— WHAT YOU ARE ASKED TO DO —
Give back a single number, the count of lines containing the word "React".

— DATA SHOWN —
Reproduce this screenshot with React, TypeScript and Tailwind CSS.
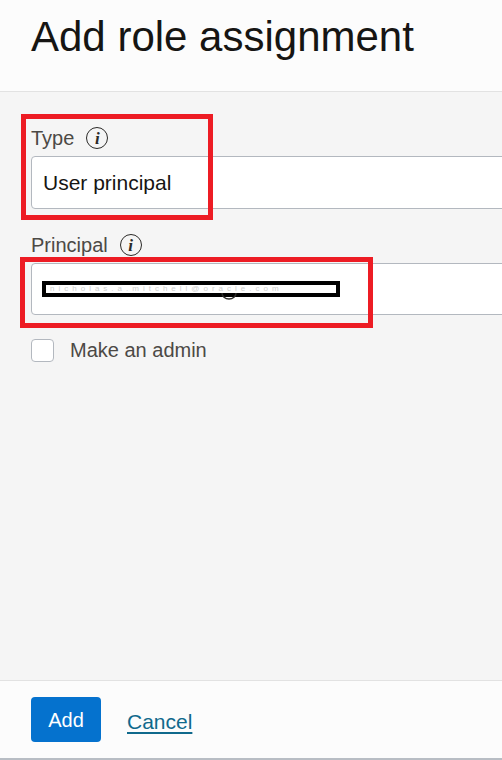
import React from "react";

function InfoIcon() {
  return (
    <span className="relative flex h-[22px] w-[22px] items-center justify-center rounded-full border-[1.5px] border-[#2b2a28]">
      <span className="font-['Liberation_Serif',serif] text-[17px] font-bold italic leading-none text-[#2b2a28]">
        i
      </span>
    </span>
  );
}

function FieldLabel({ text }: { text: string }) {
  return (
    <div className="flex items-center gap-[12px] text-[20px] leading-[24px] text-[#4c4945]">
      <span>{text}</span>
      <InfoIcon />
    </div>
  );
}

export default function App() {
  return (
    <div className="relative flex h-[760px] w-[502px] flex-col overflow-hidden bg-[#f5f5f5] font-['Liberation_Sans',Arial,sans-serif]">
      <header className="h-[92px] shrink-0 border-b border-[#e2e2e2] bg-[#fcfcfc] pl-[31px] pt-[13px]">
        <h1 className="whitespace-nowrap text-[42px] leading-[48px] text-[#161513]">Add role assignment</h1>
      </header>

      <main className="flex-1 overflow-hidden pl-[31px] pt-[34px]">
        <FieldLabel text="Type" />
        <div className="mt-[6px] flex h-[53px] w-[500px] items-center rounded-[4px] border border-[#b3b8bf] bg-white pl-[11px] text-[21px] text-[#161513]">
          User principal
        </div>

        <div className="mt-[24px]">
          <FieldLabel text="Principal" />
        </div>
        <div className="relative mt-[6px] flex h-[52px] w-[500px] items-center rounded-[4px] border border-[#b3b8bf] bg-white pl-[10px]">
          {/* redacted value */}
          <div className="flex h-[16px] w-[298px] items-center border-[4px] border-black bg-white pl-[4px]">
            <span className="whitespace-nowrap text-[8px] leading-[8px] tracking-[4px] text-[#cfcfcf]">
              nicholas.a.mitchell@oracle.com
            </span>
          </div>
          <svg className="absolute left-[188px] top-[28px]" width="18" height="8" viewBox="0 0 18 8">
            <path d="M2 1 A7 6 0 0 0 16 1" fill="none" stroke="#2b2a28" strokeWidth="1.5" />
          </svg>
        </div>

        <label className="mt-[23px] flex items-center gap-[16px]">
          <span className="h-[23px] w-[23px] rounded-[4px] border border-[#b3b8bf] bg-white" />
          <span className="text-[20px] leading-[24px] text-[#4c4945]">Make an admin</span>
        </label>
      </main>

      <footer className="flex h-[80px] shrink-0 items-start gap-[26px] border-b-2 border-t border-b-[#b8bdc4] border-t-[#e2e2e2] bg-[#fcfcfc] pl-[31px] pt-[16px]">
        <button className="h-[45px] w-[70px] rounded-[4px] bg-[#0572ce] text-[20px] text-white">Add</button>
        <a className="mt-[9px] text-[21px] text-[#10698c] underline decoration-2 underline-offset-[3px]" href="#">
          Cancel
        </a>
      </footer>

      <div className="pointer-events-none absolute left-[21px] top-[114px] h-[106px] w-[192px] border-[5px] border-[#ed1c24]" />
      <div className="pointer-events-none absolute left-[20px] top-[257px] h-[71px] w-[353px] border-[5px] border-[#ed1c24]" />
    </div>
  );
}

— RESULT FOR THIS EXERCISE —
2